Actually, looking again at line 98, the note says “The CM regression target is just this Gaussian score, averaged over the posterior on \(X_0\).” This is correct. The issue is only the label “Brownian bridge score” on line 97. Minor but worth fixing for precision.
6. Line 67: double bars in the AM loss.
The notation \(\| u_t(X_t) + \sigma_t (\nabla E + \nabla \log \widehat{\varphi}_1)(X_1) \|^2\) is clear but dense. Consider breaking into two lines for readability, with the target on a separate line.
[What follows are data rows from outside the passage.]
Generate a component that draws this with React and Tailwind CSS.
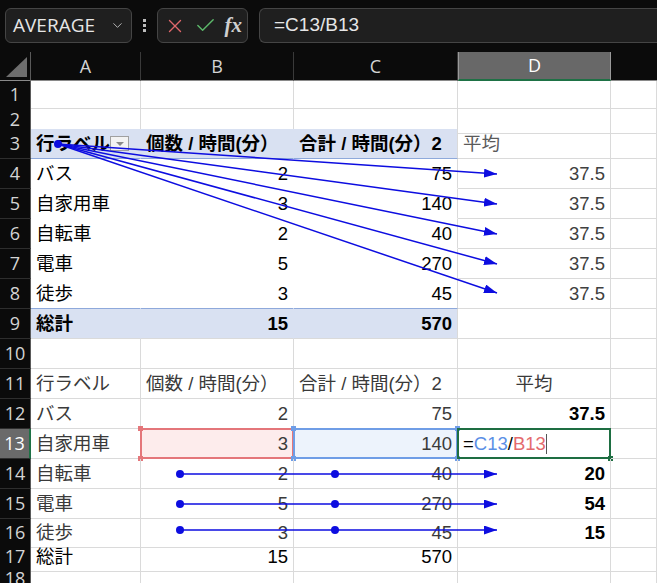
import React from "react";
import { ChevronDown, X, Check } from "lucide-react";

const GRID = "grid grid-cols-[31px_110px_153px_164px_153px_1fr]";
const FONT = { fontFamily: '"Liberation Sans", "Noto Sans CJK JP", sans-serif' };

const PB = "bg-[#d9e1f2]";

function RowHead({ n, active }) {
  return (
    <div
      className={`flex items-center justify-center text-[18px] border-b border-[#2e2e2e] ${
        active ? "bg-[#6a6a6a] text-white border-r-2 border-r-[#1e7145]" : "bg-[#0b0b0b] text-[#d4d4d4] border-r border-r-[#5a5a5a]"
      }`}
      style={{ fontFamily: '"Open Sans", "Liberation Sans", sans-serif' }}
    >
      {n}
    </div>
  );
}

function Cell({ className = "", children, right, center }) {
  return (
    <div
      className={`relative flex items-center px-[5px] whitespace-nowrap text-[18.5px] border-r border-b border-[#dadada] ${
        right ? "justify-end" : center ? "justify-center" : "justify-start"
      } ${className}`}
    >
      {children}
    </div>
  );
}

function Row({ n, h, active, children }) {
  return (
    <div className={`${GRID} ${h}`}>
      <RowHead n={n} active={active} />
      {children}
    </div>
  );
}

function Handle({ pos, color }) {
  return <span className={`absolute w-[5px] h-[5px] ${color} ${pos}`} />;
}

function TraceArrows() {
  const blue = "#0d0de0";
  const fan = [174, 204, 234, 264, 293];
  const flat = [474, 504, 530];
  return (
    <svg className="absolute left-0 top-0 pointer-events-none" width="657" height="583">
      <defs>
        <marker id="ah" viewBox="0 0 13 9" refX="13" refY="4.5" markerWidth="13" markerHeight="9" markerUnits="userSpaceOnUse" orient="auto">
          <path d="M0,0 L13,4.5 L0,9 z" fill={blue} />
        </marker>
      </defs>
      {fan.map((y) => (
        <line key={y} x1="58" y1="144" x2="497" y2={y} stroke={blue} strokeWidth="1.5" markerEnd="url(#ah)" />
      ))}
      <circle cx="58" cy="144" r="4" fill={blue} />
      {flat.map((y) => (
        <g key={y}>
          <line x1="180" y1={y} x2="497" y2={y} stroke={blue} strokeWidth="1.5" markerEnd="url(#ah)" />
          <circle cx="180" cy={y} r="4" fill={blue} />
          <circle cx="335" cy={y} r="4" fill={blue} />
        </g>
      ))}
    </svg>
  );
}

export default function App() {
  return (
    <div className="relative w-[657px] h-[583px] overflow-hidden bg-[#0b0b0b]" style={FONT}>
      {/* formula bar */}
      <div className="flex items-start h-[52px] pt-[8px] pl-[5px] gap-[11px]" style={{ fontFamily: '"Open Sans", "Liberation Sans", sans-serif' }}>
        <div className="flex items-center justify-between w-[127px] h-[35px] rounded-md border border-[#454545] bg-[#1f1f1f] pl-[7px] pr-[6px]">
          <span className="text-[19px] text-[#e6e6e6] leading-none">AVERAGE</span>
          <ChevronDown size={15} strokeWidth={1.5} className="text-[#bdbdbd]" />
        </div>
        <div className="flex flex-col items-center justify-center gap-[2px] h-[35px] w-[3px]">
          <span className="w-[3px] h-[3px] bg-[#bdbdbd]" />
          <span className="w-[3px] h-[3px] bg-[#bdbdbd]" />
          <span className="w-[3px] h-[3px] bg-[#bdbdbd]" />
        </div>
        <div className="flex items-center justify-between w-[91px] h-[35px] rounded-md border border-[#454545] bg-[#1f1f1f] pl-[6px] pr-[5px]">
          <X size={22} strokeWidth={1.5} className="text-[#e0676b]" />
          <Check size={23} strokeWidth={1.5} className="text-[#5cb86a]" />
          <span className="text-[21px] italic font-semibold text-[#cfcfcf] leading-none" style={{ fontFamily: '"Liberation Serif", serif' }}>
            fx
          </span>
        </div>
        <div className="flex items-center flex-1 h-[35px] rounded-l-md border border-r-0 border-[#454545] bg-[#1f1f1f] pl-[14px]">
          <span className="text-[19px] text-[#e6e6e6]" style={{ fontFamily: '"Liberation Sans", sans-serif' }}>
            =C13/B13
          </span>
        </div>
      </div>

      {/* column headers */}
      <div className={`${GRID} h-[29px] text-[18px]`} style={{ fontFamily: '"Open Sans", "Liberation Sans", sans-serif' }}>
        <div className="relative border-r border-[#5a5a5a] border-b border-b-[#8a8a8a]">
          <span className="absolute right-[3px] bottom-[3px] w-0 h-0 border-l-[21px] border-l-transparent border-b-[20px] border-b-[#6e6e6e]" />
        </div>
        {["A", "B", "C"].map((c) => (
          <div key={c} className="flex items-center justify-center text-[#d4d4d4] border-r border-[#3a3a3a] border-b border-b-[#8a8a8a]">
            {c}
          </div>
        ))}
        <div className="flex items-center justify-center text-white bg-[#686868] border-x border-[#9a9a9a] border-b-2 border-b-[#1e7145]">D</div>
        <div className="border-b border-b-[#8a8a8a]" />
      </div>

      {/* sheet */}
      <div className="bg-white">
        <Row n="1" h="h-[25px]">
          <Cell /><Cell /><Cell /><Cell /><Cell />
        </Row>
        <Row n="2" h="h-[23px]">
          <Cell /><Cell /><Cell /><Cell /><Cell />
        </Row>
        <Row n="3" h="h-[30px]">
          <Cell className={`${PB} border-r-transparent border-b-[#8ea9db] font-bold text-black justify-between pr-[1px]`}>
            <span>行ラベル</span>
            <span className="flex items-center justify-center w-[19px] h-[15px] border border-[#a0a0a0] bg-[#f3f3f3]">
              <span className="w-0 h-0 border-x-[4px] border-x-transparent border-t-[4px] border-t-[#8a8a8a]" />
            </span>
          </Cell>
          <Cell className={`${PB} border-r-transparent border-b-[#8ea9db] font-bold text-black`}>個数 / 時間(分）</Cell>
          <Cell className={`${PB} border-b-[#8ea9db] font-bold text-black`}>合計 / 時間(分）2</Cell>
          <Cell className="text-[#5a5a5a]">平均</Cell>
          <Cell />
        </Row>
        {[
          ["4", "バス", "2", "75"],
          ["5", "自家用車", "3", "140"],
          ["6", "自転車", "2", "40"],
          ["7", "電車", "5", "270"],
          ["8", "徒歩", "3", "45"],
        ].map(([n, a, b, c]) => {
          const bottom = n === "8" ? "border-b-[#8ea9db]" : "border-b-transparent";
          return (
            <Row key={n} n={n} h="h-[30px]">
              <Cell className={`border-r-transparent ${bottom} text-black`}>{a}</Cell>
              <Cell right className={`border-r-transparent ${bottom} text-black`}>{b}</Cell>
              <Cell right className={`${bottom} text-black`}>{c}</Cell>
              <Cell right className="text-[#404040]">37.5</Cell>
              <Cell />
            </Row>
          );
        })}
        <Row n="9" h="h-[30px]">
          <Cell className={`${PB} border-r-transparent font-bold text-black`}>総計</Cell>
          <Cell right className={`${PB} border-r-transparent font-bold text-black`}>15</Cell>
          <Cell right className={`${PB} font-bold text-black`}>570</Cell>
          <Cell /><Cell />
        </Row>
        <Row n="10" h="h-[30px]">
          <Cell /><Cell /><Cell /><Cell /><Cell />
        </Row>
        <Row n="11" h="h-[30px]">
          <Cell className="text-[#3a3a3a]">行ラベル</Cell>
          <Cell className="text-[#3a3a3a]">個数 / 時間(分）</Cell>
          <Cell className="text-[#3a3a3a]">合計 / 時間(分）2</Cell>
          <Cell center className="text-[#3a3a3a]">平均</Cell>
          <Cell />
        </Row>
        <Row n="12" h="h-[30px]">
          <Cell className="text-[#3a3a3a]">バス</Cell>
          <Cell right className="text-[#3a3a3a]">2</Cell>
          <Cell right className="text-[#3a3a3a]">75</Cell>
          <Cell right className="font-bold text-black">37.5</Cell>
          <Cell />
        </Row>
        <Row n="13" h="h-[30px]" active>
          <Cell className="text-[#3a3a3a]">自家用車</Cell>
          <Cell right className="bg-[#fdecec] text-[#3a3a3a]">
            <span className="absolute -inset-[1px] border-2 border-[#e4767a]" />
            <Handle color="bg-[#e4767a]" pos="-left-[3px] -top-[3px]" />
            <Handle color="bg-[#e4767a]" pos="-right-[3px] -top-[3px]" />
            <Handle color="bg-[#e4767a]" pos="-left-[3px] -bottom-[3px]" />
            <Handle color="bg-[#e4767a]" pos="-right-[3px] -bottom-[3px]" />
            3
          </Cell>
          <Cell right className="bg-[#edf3fc] text-[#3a3a3a]">
            <span className="absolute -inset-[1px] border-2 border-[#6f9de6]" />
            <Handle color="bg-[#6f9de6]" pos="-left-[3px] -top-[3px]" />
            <Handle color="bg-[#6f9de6]" pos="-right-[3px] -top-[3px]" />
            <Handle color="bg-[#6f9de6]" pos="-left-[3px] -bottom-[3px]" />
            <Handle color="bg-[#6f9de6]" pos="-right-[3px] -bottom-[3px]" />
            140
          </Cell>
          <Cell className="text-black">
            <span className="absolute -inset-[1px] border-2 border-[#1e6e42]" />
            <Handle color="bg-[#1e6e42]" pos="-right-[3px] -bottom-[3px]" />
            <span>=</span>
            <span className="text-[#5b8fe6]">C13</span>
            <span>/</span>
            <span className="text-[#e46a6e]">B13</span>
            <span className="w-px h-[20px] bg-[#555]" />
          </Cell>
          <Cell />
        </Row>
        {[
          ["14", "自転車", "2", "40", "20", "h-[30px]"],
          ["15", "電車", "5", "270", "54", "h-[30px]"],
          ["16", "徒歩", "3", "45", "15", "h-[24px]"],
        ].map(([n, a, b, c, d, h]) => (
          <Row key={n} n={n} h={h}>
            <Cell className="text-[#3a3a3a]">{a}</Cell>
            <Cell right className="text-[#3a3a3a]">{b}</Cell>
            <Cell right className="text-[#3a3a3a]">{c}</Cell>
            <Cell right className="font-bold text-black">{d}</Cell>
            <Cell />
          </Row>
        ))}
        <Row n="17" h="h-[22px]">
          <Cell className="text-black">総計</Cell>
          <Cell right className="text-black">15</Cell>
          <Cell right className="text-black">570</Cell>
          <Cell /><Cell />
        </Row>
        <Row n="18" h="h-[18px]">
          <Cell /><Cell /><Cell /><Cell /><Cell />
        </Row>
      </div>

      <TraceArrows />
    </div>
  );
}
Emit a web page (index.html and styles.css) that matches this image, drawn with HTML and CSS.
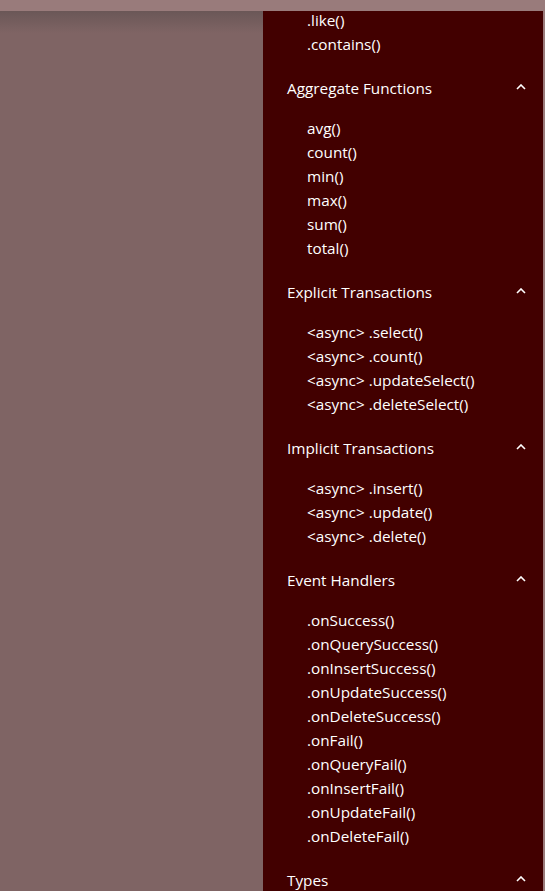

7. Line 43: long sentence with nested parenthetical.
“To express this in terms of the corrector \(\widehat{\varphi}_1\), use the SB marginal constraint at \(t = 1\): the SB density at time 1 is \(q_1(x) = p_1^{\bbP}(x) \widehat{\varphi}_1(x) \varphi_1(x) = \pi(x)\) (from the [SB notes]), so \(\varphi_1(x) = \pi(x) / (p_1^{\bbP}(x) \widehat{\varphi}_1(x))\).”
This is one sentence doing three things (invoking the marginal constraint, stating the density, solving for \(\varphi_1\)). Split into two sentences for readability.